Give again, exactly as written, the lines of the records below from the line with "Write the React, TypeScript" to the line with "const [values, setValues]". Both end lines count; pictures do not.

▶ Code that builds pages
★ ★ ★ ★ ★

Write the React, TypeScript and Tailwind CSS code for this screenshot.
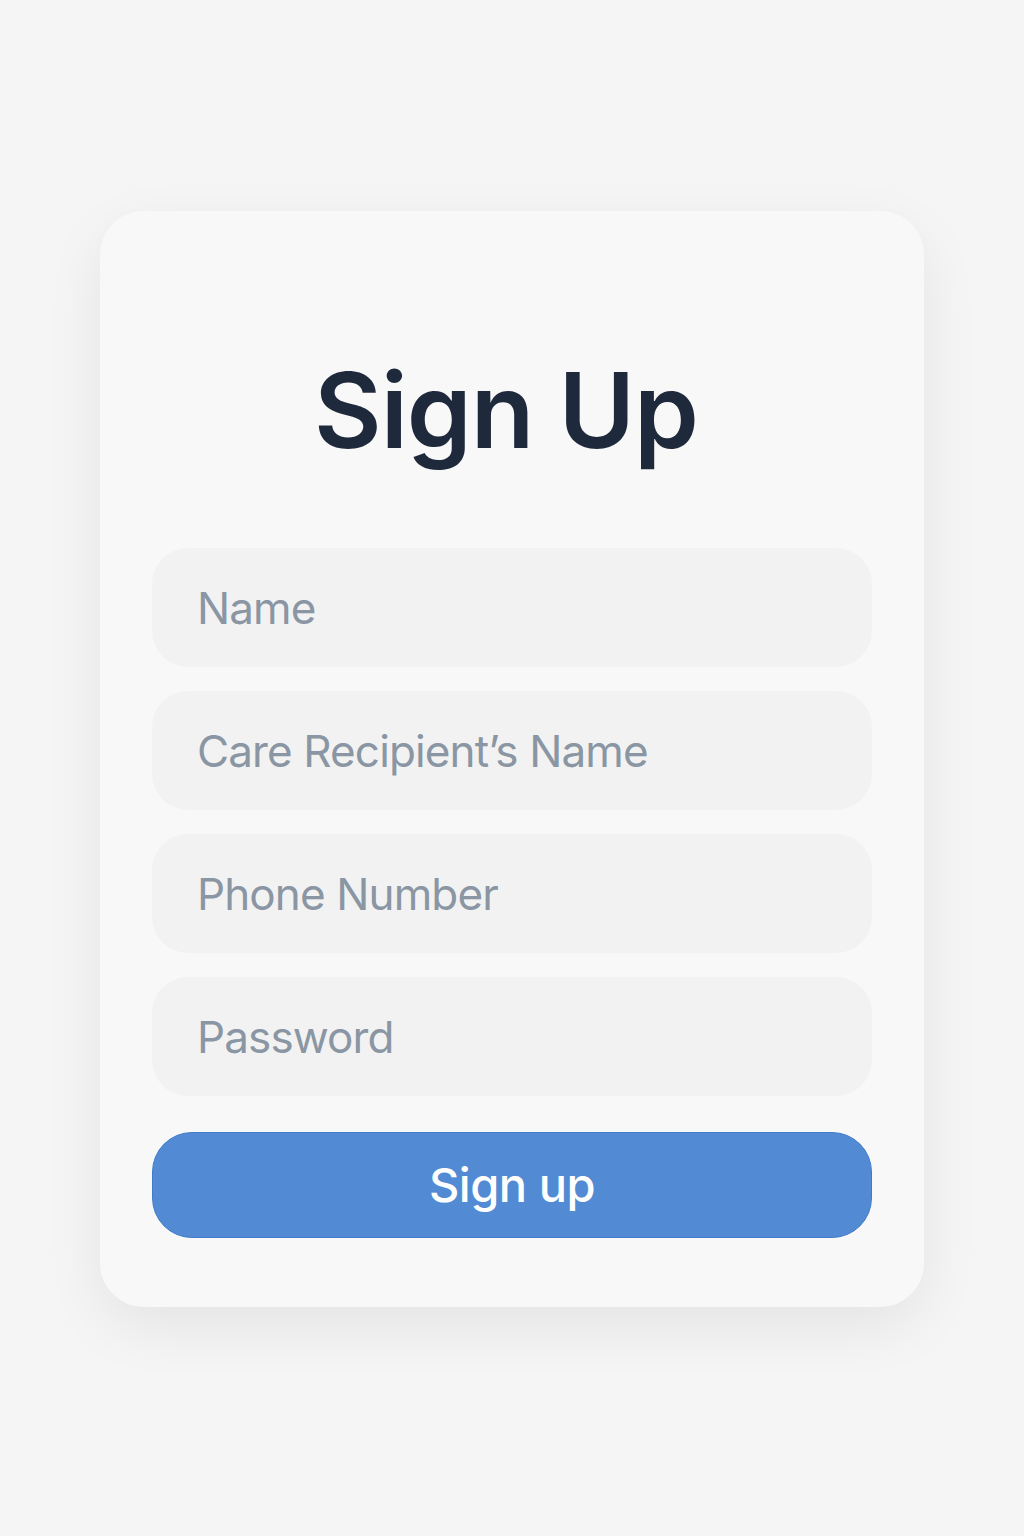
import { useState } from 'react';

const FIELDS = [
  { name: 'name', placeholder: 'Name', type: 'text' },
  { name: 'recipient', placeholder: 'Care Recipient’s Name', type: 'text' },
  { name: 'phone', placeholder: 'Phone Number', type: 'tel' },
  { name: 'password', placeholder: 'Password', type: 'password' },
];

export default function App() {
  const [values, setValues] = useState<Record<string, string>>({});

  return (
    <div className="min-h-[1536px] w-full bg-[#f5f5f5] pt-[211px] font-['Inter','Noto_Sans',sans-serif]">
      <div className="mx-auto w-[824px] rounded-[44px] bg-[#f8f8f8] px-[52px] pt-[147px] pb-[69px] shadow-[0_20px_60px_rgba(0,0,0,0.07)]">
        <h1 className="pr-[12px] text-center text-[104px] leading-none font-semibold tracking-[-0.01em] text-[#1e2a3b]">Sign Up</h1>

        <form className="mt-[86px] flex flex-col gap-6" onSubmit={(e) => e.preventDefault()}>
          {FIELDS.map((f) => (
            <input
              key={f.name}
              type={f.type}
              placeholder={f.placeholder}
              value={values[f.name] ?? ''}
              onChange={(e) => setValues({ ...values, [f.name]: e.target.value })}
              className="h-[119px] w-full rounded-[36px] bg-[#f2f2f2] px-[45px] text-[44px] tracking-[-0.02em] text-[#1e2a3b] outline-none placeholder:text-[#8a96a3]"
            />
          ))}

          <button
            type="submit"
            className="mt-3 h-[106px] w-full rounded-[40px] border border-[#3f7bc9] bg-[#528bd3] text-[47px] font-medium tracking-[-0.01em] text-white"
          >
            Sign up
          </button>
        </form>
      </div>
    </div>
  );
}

★ ★ ★ ★ ★

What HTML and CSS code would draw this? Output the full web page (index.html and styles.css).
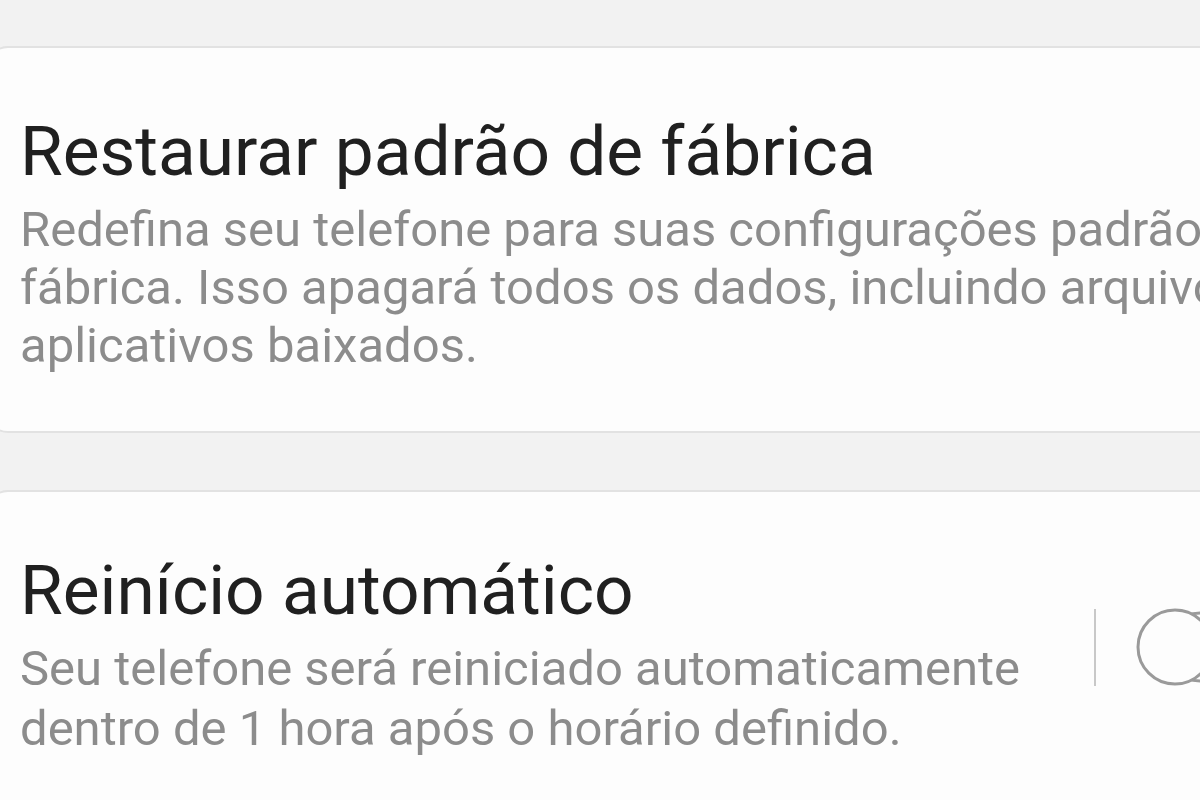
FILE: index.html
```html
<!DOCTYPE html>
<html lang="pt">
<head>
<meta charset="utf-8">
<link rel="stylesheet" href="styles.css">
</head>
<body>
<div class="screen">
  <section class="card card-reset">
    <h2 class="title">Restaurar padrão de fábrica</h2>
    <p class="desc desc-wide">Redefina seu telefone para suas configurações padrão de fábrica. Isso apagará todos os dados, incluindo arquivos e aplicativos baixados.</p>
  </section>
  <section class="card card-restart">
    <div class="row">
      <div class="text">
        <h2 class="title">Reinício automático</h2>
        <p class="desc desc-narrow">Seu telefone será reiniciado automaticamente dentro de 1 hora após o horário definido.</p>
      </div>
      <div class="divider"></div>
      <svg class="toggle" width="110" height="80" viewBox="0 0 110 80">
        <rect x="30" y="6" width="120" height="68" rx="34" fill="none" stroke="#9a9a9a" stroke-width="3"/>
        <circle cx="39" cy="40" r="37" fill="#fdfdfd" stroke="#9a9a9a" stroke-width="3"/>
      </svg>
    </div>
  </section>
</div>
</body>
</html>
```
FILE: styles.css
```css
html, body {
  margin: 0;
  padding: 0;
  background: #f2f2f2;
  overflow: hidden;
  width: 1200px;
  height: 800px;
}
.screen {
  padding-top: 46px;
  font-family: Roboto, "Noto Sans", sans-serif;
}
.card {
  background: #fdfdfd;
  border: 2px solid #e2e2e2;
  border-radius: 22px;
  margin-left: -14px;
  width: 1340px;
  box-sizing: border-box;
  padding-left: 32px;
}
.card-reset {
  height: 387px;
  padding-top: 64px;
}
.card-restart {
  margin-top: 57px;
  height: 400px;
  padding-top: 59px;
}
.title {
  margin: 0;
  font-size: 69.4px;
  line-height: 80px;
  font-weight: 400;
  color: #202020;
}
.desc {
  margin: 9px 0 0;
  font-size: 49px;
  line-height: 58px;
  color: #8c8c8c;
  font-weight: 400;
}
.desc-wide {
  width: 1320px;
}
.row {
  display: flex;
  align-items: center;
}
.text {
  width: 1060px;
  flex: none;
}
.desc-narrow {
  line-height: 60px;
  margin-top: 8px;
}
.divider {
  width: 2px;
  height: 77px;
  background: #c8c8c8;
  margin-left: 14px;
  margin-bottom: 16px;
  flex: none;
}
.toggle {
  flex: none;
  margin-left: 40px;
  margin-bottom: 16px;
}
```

★ ★ ★ ★ ★

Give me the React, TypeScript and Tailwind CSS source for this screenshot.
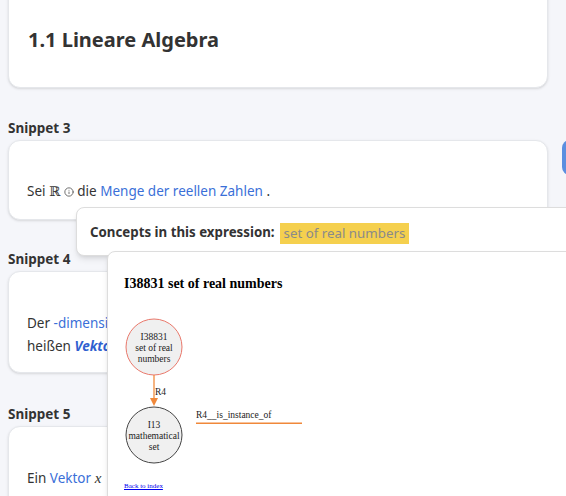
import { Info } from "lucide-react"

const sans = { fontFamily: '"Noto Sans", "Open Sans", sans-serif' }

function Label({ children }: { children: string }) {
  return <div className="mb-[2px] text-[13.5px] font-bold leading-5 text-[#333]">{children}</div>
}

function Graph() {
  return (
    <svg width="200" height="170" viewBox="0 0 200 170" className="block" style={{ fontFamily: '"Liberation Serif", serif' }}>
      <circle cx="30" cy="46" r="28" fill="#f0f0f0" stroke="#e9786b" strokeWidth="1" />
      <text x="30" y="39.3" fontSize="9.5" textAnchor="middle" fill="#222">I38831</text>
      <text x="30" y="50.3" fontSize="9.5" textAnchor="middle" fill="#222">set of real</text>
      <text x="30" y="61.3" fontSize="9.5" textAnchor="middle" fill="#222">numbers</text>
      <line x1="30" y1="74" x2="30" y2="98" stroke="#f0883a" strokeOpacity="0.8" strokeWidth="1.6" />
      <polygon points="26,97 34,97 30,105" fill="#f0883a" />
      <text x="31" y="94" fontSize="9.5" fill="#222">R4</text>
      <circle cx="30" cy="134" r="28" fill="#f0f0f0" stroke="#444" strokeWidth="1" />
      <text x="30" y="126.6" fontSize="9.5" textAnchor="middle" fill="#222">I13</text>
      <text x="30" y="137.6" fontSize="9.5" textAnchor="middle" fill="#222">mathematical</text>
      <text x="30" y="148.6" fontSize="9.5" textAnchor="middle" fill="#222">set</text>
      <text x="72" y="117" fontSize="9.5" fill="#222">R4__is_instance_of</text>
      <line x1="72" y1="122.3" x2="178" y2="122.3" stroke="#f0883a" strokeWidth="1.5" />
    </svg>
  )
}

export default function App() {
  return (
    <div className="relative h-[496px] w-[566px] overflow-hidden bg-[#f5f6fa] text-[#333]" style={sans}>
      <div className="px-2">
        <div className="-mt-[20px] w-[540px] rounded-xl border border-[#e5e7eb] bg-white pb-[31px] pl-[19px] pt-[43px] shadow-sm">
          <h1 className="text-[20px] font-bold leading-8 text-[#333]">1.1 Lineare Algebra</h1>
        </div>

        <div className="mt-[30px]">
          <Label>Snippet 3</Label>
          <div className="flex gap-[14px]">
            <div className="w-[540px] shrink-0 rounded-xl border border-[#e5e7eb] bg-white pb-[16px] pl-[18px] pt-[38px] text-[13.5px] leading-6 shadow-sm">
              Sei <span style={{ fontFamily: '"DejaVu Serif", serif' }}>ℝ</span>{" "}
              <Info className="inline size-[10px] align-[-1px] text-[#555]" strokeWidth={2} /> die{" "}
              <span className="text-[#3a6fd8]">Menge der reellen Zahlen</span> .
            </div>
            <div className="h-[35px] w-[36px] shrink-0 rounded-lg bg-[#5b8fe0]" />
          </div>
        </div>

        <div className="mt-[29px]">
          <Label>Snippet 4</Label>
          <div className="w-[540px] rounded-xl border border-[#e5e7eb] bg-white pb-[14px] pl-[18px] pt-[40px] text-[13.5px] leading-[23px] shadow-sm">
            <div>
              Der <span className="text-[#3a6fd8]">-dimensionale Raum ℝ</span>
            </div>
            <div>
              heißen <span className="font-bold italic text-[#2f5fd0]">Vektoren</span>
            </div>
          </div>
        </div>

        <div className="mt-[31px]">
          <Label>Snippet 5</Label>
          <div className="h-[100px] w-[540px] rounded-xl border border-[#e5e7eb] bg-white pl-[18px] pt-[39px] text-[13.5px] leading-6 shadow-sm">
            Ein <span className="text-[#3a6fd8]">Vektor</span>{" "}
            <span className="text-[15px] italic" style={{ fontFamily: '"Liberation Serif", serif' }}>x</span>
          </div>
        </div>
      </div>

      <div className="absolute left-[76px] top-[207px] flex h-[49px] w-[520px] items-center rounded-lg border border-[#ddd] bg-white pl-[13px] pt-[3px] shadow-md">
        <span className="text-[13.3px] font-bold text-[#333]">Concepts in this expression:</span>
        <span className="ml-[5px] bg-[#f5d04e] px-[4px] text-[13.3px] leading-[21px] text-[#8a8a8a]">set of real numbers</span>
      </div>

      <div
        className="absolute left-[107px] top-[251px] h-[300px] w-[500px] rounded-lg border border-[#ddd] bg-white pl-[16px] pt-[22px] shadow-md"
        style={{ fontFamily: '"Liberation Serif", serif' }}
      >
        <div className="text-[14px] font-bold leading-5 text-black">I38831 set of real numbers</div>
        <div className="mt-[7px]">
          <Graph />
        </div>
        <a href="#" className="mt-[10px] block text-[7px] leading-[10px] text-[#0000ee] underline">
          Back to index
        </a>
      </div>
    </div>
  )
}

★ ★ ★ ★ ★

▶ Response
Write the React, TypeScript and Tailwind CSS code for this screenshot.
import { useState } from 'react';

const FIELDS = [
  { name: 'name', placeholder: 'Name', type: 'text' },
  { name: 'recipient', placeholder: 'Care Recipient’s Name', type: 'text' },
  { name: 'phone', placeholder: 'Phone Number', type: 'tel' },
  { name: 'password', placeholder: 'Password', type: 'password' },
];

export default function App() {
  const [values, setValues] = useState<Record<string, string>>({});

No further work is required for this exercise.